Jampacked Kenai River leads to boating accidents among floating dipnetters

Sean Doogan
Mason Lloyd of Kenai Parks and Recreation combs the beach to collect dead fish and deposit them in the water during the Kenai River dipnetting season earlier this month. Bill Roth

COMING SUNDAY IN WE ALASKANS MAGAZINE:  A city of dipnetters springs up at the mouth of the Kenai River. Call it Salmonville. 


The Kenai River personal use fishery is winding down, with less than a week remaining. Not far from the Kenai city center, thousands of Alaskans have gathered to fill their freezers with red salmon. And although the Alaska Department of Fish and Game's sonar count has shown that more than a half-million reds have already entered the river, dipnetting has been hit or miss.

"The fish haven't been showing up in high numbers," said Alaska Wildlife Trooper Lt. Paul McConnell. "We don't know if we've had the peak or not but they have been going well."

The fishery will close at 11 p.m. July 31, completing the three-week run of what's become the most popular sport or personal-use fishery in Alaska.  

The reds are a sought-after resource, and each year a diverse group of fishermen try to get as many as they legally can. Commercial fishermen set driftnets in Cook Inlet. Beach setnetters use long gillnets attached to the shore to catch their share.

Crowds of up to 15,000

That may be harder to do now, after the Alaska Department of Fish and Game shut down all east-side Cook Inlet setnetters and moved the drift fleet farther offshore in an effort to protect what may be the weakest run of Kenai king salmon since the department began counting them.

Some weekends, as many as 15,000 people show up with long-handled dipnets, seeking reds. All that competition for salmon can bring about disagreements and arguments.
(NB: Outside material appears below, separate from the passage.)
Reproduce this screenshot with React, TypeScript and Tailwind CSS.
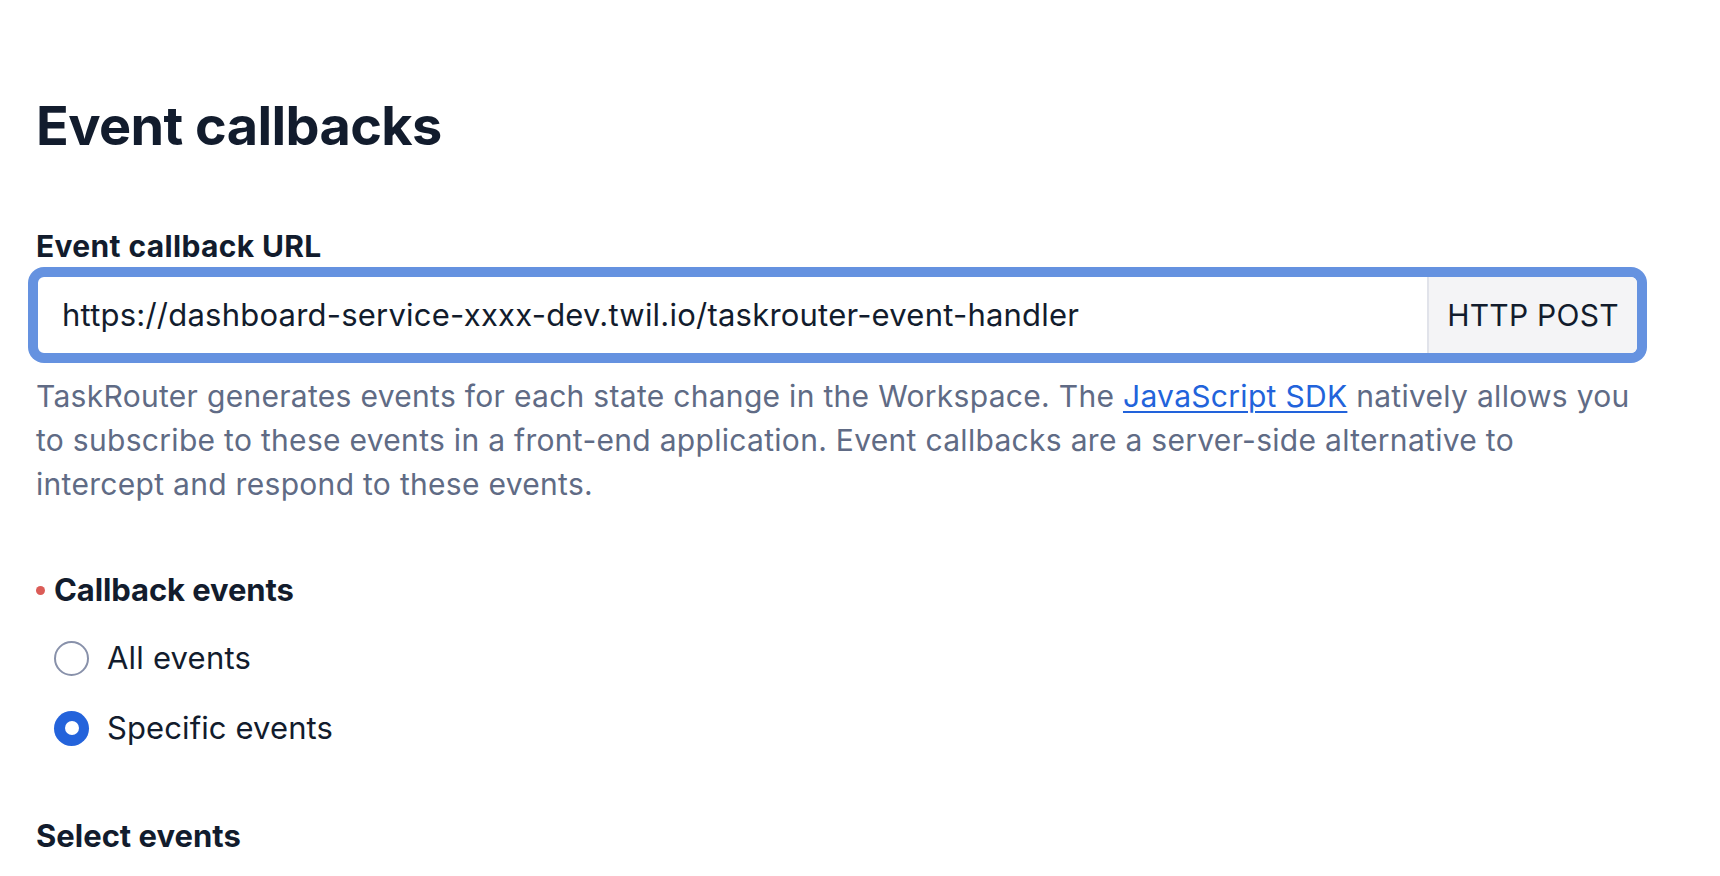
import React from "react";

export default function App() {
  return (
    <div className="w-[1720px] h-[876px] bg-white overflow-hidden text-[#121c2d] font-['Inter',sans-serif]">
      <div className="pl-[36px] pt-[91px] w-[1639px]">
        <h1 className="text-[54px] leading-[70px] font-bold tracking-[-0.6px]">Event callbacks</h1>

        <label className="block mt-[65px] text-[30px] leading-[40px] font-bold tracking-[0.35px]">Event callback URL</label>
        <div className="mt-[9px] flex h-[80px] rounded-[8px] border-2 border-[#6592e0] shadow-[0_0_0_8px_#6592e0] overflow-hidden bg-white">
          <div className="flex-1 flex items-center pl-[24px] text-[31px] leading-[40px] tracking-[0.22px] whitespace-nowrap">
            https://dashboard-service-xxxx-dev.twil.io/taskrouter-event-handler
          </div>
          <div className="w-[210px] border-l-2 border-[#e1e3ea] bg-[#f4f4f6] flex items-center justify-center text-[30px] leading-[40px] tracking-[0.25px]">
            HTTP POST
          </div>
        </div>
        <p className="mt-[19px] text-[30px] leading-[44px] tracking-[0.3px] text-[#606b85]">
          TaskRouter generates events for each state change in the Workspace. The{" "}
          <a href="#" className="text-[#2263db] underline underline-offset-[4px] decoration-[2px]">JavaScript SDK</a>{" "}
          natively allows you to subscribe to these events in a front-end application. Event callbacks are a
          server-side alternative to intercept and respond to these events.
        </p>

        <div className="mt-[64px] flex items-center gap-[9px] text-[31px] leading-[40px] font-bold tracking-[-0.1px]">
          <span className="w-[9px] h-[9px] rounded-full bg-[#db5c57]" />
          <span>Callback events</span>
        </div>

        <div className="mt-[28px] flex flex-col gap-[30px] pl-[18px]">
          <div className="flex items-center gap-[18px] h-[40px]">
            <span className="w-[35px] h-[35px] rounded-full border-2 border-[#8891aa] bg-white" />
            <span className="text-[31px] leading-[40px] tracking-[0.2px]">All events</span>
          </div>
          <div className="flex items-center gap-[18px] h-[40px]">
            <span className="w-[35px] h-[35px] rounded-full bg-[#2463db] flex items-center justify-center">
              <span className="w-[14px] h-[14px] rounded-full bg-white" />
            </span>
            <span className="text-[31px] leading-[40px] tracking-[0.1px]">Specific events</span>
          </div>
        </div>

        <div className="mt-[68px] text-[31px] leading-[40px] font-bold">Select events</div>
      </div>
    </div>
  );
}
For dipnetters who work from boats, the crowded conditions can be dangerous. 

The 3.5-mile section of the Kenai River designated for dipnet fishing can attract as many as 500 boats. When the fish are running, people's excitement can cause problems in the tight quarters. Kenai City Manager Rick Koch, who was out on the water last week, said he was appalled at the number of people driving their boats too fast and not paying attention.

Several collisions have already been reported. Koch said a family of five was sent into the water after another craft hit their boat. After being pulled out of the water, several members of the family required minor medical attention at the local hospital, according to Koch.
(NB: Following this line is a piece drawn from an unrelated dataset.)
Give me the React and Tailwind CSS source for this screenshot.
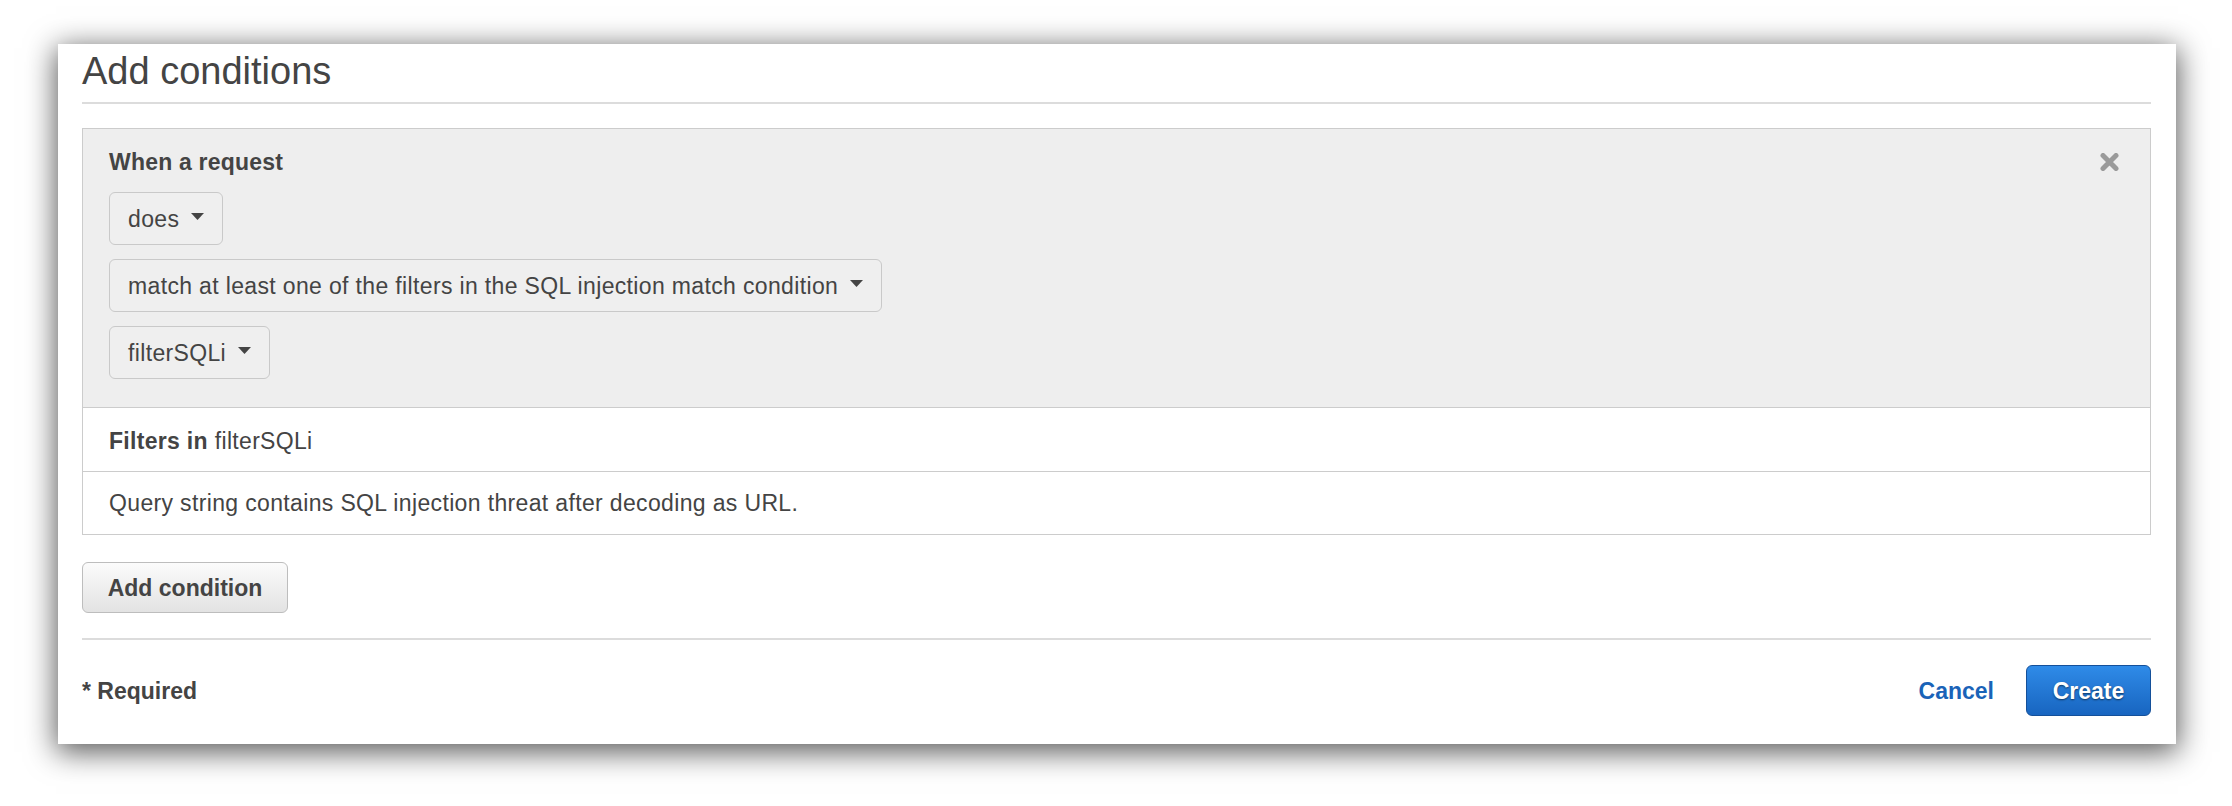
import React from 'react';

const font = { fontFamily: '"Liberation Sans", Arial, Helvetica, sans-serif' };

function Caret() {
  return (
    <svg width="13" height="7" viewBox="0 0 13 7" className="mb-[5px] shrink-0">
      <path d="M0 0 L13 0 L6.5 7 Z" fill="#444444" />
    </svg>
  );
}

function Dropdown({ label }) {
  return (
    <button className="flex h-[53px] items-center gap-[12px] self-start rounded-[6px] border border-[#c9c9c9] bg-[#efefef] pl-[18px] pr-[18px] text-[23px] leading-[32px] tracking-[0.35px] text-[#444444]">
      <span>{label}</span>
      <Caret />
    </button>
  );
}

function CloseIcon() {
  return (
    <svg width="19" height="18" viewBox="0 0 19 18" className="shrink-0">
      <path d="M3 2.5 L16 15.5 M16 2.5 L3 15.5" stroke="#9a9a9a" strokeWidth="5" strokeLinecap="round" />
    </svg>
  );
}

export default function App() {
  return (
    <div className="min-h-screen bg-white pl-[58px] pt-[44px]" style={font}>
      <div className="flex h-[700px] w-[2118px] flex-col bg-white pl-[24px] pr-[25px] shadow-[0_6px_28px_2px_rgba(0,0,0,0.65)]">
        <h1 className="pt-[8px] text-[38px] font-normal leading-[38px] text-[#444444]">Add conditions</h1>
        <div className="mt-[12px] h-[2px] bg-[#dcdcdc]" />

        <div className="mt-[24px] border border-[#cccccc]">
          <div className="flex flex-col gap-[14px] bg-[#eeeeee] pb-[28px] pl-[26px] pr-[31px] pt-[17px]">
            <div className="flex items-center justify-between">
              <span className="text-[23px] font-bold leading-[32px] tracking-[0.2px] text-[#444444]">When a request</span>
              <CloseIcon />
            </div>
            <Dropdown label="does" />
            <Dropdown label="match at least one of the filters in the SQL injection match condition" />
            <Dropdown label="filterSQLi" />
          </div>
          <div className="flex h-[64px] items-center border-t border-[#cccccc] pl-[26px] pt-[3px] text-[23px] leading-[32px] tracking-[0.3px] text-[#444444]">
            <span className="font-bold">Filters in</span>
            <span className="ml-[7px]">filterSQLi</span>
          </div>
          <div className="flex h-[63px] items-center border-t border-[#cccccc] pl-[26px] text-[23px] leading-[32px] tracking-[0.35px] text-[#444444]">
            Query string contains SQL injection threat after decoding as URL.
          </div>
        </div>

        <button className="mt-[27px] flex h-[51px] w-[206px] items-center justify-center rounded-[6px] border border-[#bdbdbd] bg-gradient-to-b from-[#fbfbfb] to-[#e3e3e3] text-[23px] font-bold leading-[32px] text-[#444444]">
          Add condition
        </button>

        <div className="mt-[25px] h-[2px] bg-[#dcdcdc]" />

        <div className="flex items-center justify-between pt-[25px]">
          <span className="text-[23px] font-bold leading-[32px] text-[#444444]">* Required</span>
          <div className="flex items-center gap-[32px]">
            <button className="text-[23px] font-bold leading-[32px] text-[#1a63b8]">Cancel</button>
            <button className="flex h-[51px] w-[125px] items-center justify-center rounded-[6px] border border-[#14509a] bg-gradient-to-b from-[#2f8be8] to-[#1865c0] text-[23px] font-bold leading-[32px] text-white [text-shadow:0_1px_2px_rgba(0,0,0,0.55)]">
              Create
            </button>
          </div>
        </div>
      </div>
    </div>
  );
}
Another boat was swamped when a larger boat went by too fast, creating a large wake that capsized the smaller boat. No one was hurt but a dog that may have been trapped under the overturned boat perished, said Koch, who estimates that 20 percent of the boaters in the area were driving dangerously. The close calls and minor collisions have prompted Koch to seek a meeting with the Alaska State Troopers and U.S. Coast Guard to see if the agencies can do anything to make the Kenai River safer next year.
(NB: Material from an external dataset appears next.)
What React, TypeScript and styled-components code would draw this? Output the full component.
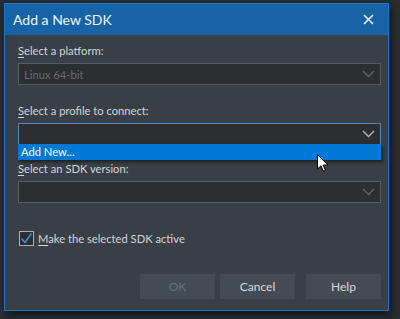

"I hope it's ignorance, because the thought that many people would be discourteous would be appalling," Koch said.

Less fish waste

About 90 percent of dipnetters on the Kenai River live outside the Kenai Peninsula, and sometimes the invasion by dipnetters can create hard feelings. Photos on Facebook of hundreds of fish carcasses lining the shore of the city's North Beach have caused some residents to decry what they call the trashing of the Kenai beaches with up to 1.6 million pounds of fish waste a year.

But Koch said that the pictures circulating on social media can be misleading. Koch said a city ordinance passed last year carries a $150 fine for failing to throw fish waste into the water, and that's all but stopped the beach-dumping practice, helping to keep the beaches relatively clean.

"They are doing everything they are supposed to be doing," Koch said about the dipnetters working the city's North and South Kenai River beaches.

But throwing fish waste into the Inlet, which sees some of the strongest tides in the world, might not flush the carcasses into the briny deep for good. Waves, wind and tides can bring many of them back. Some carcasses wash up along the waterline after high tide each day. That is why the city of Kenai cleans the beach each morning and evening with two tractors pulling harvesting rakes that move the fish waste back down to the water so it can be pulled into the Inlet on the next tide.

"If there are a lot of fish in and the conditions are right, there may be an unsightly collection of fish waste for a period of time until our fish rakers move that waste back down the beach," Koch said.

CORRECTION: This story was corrected on July 26, 2014. The word "tons'' was mistakenly used where the word "pounds'' was meant in describing how much fish waste dipnetters are believed to dump into the river. The maximum amount is about 800 tons or 1.6 million pounds.